## Provided material
+++++
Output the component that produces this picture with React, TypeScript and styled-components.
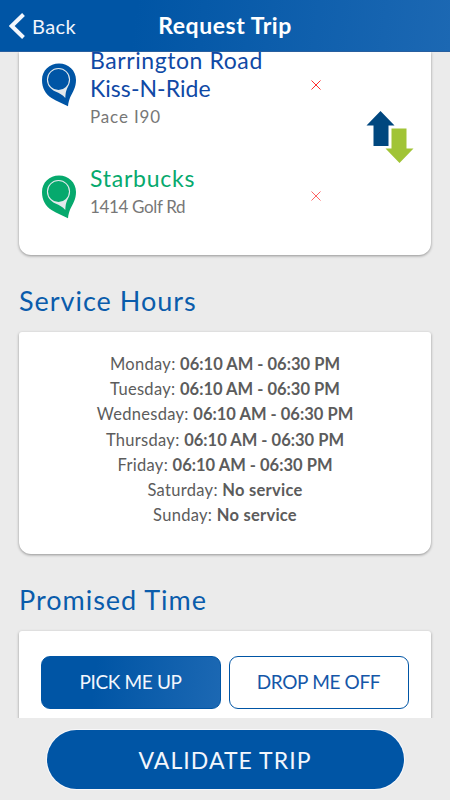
+++++
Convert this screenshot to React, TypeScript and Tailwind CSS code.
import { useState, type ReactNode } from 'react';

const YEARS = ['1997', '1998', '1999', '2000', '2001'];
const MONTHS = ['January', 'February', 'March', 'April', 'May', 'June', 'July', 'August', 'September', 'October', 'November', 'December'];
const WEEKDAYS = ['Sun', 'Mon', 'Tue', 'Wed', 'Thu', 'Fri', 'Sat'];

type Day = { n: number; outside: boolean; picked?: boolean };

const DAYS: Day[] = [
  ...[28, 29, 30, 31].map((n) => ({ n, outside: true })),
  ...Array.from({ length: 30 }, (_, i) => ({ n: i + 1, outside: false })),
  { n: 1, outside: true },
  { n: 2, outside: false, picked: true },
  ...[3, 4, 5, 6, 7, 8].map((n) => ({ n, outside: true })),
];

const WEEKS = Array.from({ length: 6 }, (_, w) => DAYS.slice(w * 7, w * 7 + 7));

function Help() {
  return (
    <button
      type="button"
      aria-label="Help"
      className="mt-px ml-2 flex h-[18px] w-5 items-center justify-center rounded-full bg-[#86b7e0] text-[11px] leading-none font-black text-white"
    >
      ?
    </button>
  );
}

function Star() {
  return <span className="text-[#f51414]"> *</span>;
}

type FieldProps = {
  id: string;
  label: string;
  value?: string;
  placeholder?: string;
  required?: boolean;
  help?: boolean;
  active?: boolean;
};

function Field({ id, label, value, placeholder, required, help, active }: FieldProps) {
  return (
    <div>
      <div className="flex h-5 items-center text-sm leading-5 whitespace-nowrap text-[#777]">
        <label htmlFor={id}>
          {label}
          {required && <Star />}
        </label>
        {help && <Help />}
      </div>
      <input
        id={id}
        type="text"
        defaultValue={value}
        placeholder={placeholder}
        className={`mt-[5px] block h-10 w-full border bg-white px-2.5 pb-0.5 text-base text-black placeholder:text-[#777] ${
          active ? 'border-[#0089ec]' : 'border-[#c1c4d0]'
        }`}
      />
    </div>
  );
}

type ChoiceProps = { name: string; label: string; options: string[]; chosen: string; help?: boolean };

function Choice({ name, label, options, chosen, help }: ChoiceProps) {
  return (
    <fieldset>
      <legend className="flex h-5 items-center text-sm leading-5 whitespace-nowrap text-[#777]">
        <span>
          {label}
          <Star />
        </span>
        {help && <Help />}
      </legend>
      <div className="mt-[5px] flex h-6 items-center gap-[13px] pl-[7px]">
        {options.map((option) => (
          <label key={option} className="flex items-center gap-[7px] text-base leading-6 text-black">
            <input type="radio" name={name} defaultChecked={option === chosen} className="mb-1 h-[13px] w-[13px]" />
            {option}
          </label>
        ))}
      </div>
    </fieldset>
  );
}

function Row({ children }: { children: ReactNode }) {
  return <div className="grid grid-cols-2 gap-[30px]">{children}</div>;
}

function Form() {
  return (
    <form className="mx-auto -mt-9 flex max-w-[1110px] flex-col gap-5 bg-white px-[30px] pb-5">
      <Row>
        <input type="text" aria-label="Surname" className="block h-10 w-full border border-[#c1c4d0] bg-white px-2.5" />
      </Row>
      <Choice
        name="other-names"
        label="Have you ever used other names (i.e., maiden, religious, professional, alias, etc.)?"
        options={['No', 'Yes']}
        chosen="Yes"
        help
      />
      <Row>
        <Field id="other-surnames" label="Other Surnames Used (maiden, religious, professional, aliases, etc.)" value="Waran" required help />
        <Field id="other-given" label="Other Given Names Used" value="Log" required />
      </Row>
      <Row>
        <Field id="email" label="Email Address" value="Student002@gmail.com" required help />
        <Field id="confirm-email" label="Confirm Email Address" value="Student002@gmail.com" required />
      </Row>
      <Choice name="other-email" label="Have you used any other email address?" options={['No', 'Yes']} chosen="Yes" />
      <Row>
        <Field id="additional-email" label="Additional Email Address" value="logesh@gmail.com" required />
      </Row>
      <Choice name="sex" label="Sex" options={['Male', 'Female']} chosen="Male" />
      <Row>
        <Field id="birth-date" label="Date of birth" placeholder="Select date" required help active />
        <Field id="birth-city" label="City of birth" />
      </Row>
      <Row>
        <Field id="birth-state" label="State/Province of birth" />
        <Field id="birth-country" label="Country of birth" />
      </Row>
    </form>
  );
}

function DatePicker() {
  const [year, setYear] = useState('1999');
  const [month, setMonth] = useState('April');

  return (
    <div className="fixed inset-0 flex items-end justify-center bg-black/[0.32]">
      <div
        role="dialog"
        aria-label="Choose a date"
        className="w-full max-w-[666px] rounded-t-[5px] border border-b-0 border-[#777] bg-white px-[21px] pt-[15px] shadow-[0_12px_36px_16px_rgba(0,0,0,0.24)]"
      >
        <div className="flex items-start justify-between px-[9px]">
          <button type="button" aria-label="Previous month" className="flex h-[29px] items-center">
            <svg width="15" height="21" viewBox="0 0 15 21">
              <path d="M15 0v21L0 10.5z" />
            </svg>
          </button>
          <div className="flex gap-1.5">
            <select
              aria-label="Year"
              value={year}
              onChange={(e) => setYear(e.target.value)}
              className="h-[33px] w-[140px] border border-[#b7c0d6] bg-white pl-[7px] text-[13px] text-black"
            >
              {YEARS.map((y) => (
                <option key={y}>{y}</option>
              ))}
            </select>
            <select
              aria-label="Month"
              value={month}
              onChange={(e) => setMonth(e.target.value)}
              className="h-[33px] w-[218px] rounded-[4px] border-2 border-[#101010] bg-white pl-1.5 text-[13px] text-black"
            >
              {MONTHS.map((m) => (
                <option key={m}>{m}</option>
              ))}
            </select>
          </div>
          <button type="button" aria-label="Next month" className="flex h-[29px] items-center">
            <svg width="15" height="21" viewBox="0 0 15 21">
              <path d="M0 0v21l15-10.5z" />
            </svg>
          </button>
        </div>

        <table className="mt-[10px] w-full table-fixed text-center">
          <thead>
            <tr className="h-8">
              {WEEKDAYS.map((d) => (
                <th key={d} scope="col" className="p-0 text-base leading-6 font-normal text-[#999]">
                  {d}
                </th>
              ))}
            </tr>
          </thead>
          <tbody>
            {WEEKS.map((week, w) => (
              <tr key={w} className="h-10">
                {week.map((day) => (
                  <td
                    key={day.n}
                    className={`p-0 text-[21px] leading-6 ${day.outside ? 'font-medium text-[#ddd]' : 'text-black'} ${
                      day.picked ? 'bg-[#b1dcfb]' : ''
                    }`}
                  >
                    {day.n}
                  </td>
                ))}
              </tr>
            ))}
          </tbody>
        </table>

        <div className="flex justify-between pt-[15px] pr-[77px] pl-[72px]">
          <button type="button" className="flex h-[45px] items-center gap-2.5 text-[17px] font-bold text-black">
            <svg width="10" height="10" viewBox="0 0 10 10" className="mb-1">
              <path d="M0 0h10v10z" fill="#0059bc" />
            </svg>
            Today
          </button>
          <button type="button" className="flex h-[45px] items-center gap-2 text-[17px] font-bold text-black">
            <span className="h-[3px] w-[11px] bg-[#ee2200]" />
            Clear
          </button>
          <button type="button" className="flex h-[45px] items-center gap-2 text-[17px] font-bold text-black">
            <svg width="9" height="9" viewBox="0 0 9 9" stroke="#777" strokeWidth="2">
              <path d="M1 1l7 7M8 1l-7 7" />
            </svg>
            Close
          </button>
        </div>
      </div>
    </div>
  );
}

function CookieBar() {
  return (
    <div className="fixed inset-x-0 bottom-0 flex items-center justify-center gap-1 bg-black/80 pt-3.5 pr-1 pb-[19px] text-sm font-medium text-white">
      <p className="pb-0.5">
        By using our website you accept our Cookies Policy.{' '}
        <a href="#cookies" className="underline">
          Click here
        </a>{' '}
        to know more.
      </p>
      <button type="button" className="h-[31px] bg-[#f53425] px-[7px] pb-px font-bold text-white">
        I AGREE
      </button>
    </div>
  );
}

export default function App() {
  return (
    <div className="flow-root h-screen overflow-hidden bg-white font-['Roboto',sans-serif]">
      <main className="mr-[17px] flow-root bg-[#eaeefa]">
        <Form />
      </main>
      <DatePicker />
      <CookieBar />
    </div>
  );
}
+++++
## Short exercise
Retype, word for word, every line from the line with "Convert this screenshot" to the line with "DAYS.slice(w * 7, w * 7 + 7));", inclusive. Add nothing.

## Complete response
Convert this screenshot to React, TypeScript and Tailwind CSS code.
import { useState, type ReactNode } from 'react';

const YEARS = ['1997', '1998', '1999', '2000', '2001'];
const MONTHS = ['January', 'February', 'March', 'April', 'May', 'June', 'July', 'August', 'September', 'October', 'November', 'December'];
const WEEKDAYS = ['Sun', 'Mon', 'Tue', 'Wed', 'Thu', 'Fri', 'Sat'];

type Day = { n: number; outside: boolean; picked?: boolean };

const DAYS: Day[] = [
  ...[28, 29, 30, 31].map((n) => ({ n, outside: true })),
  ...Array.from({ length: 30 }, (_, i) => ({ n: i + 1, outside: false })),
  { n: 1, outside: true },
  { n: 2, outside: false, picked: true },
  ...[3, 4, 5, 6, 7, 8].map((n) => ({ n, outside: true })),
];

const WEEKS = Array.from({ length: 6 }, (_, w) => DAYS.slice(w * 7, w * 7 + 7));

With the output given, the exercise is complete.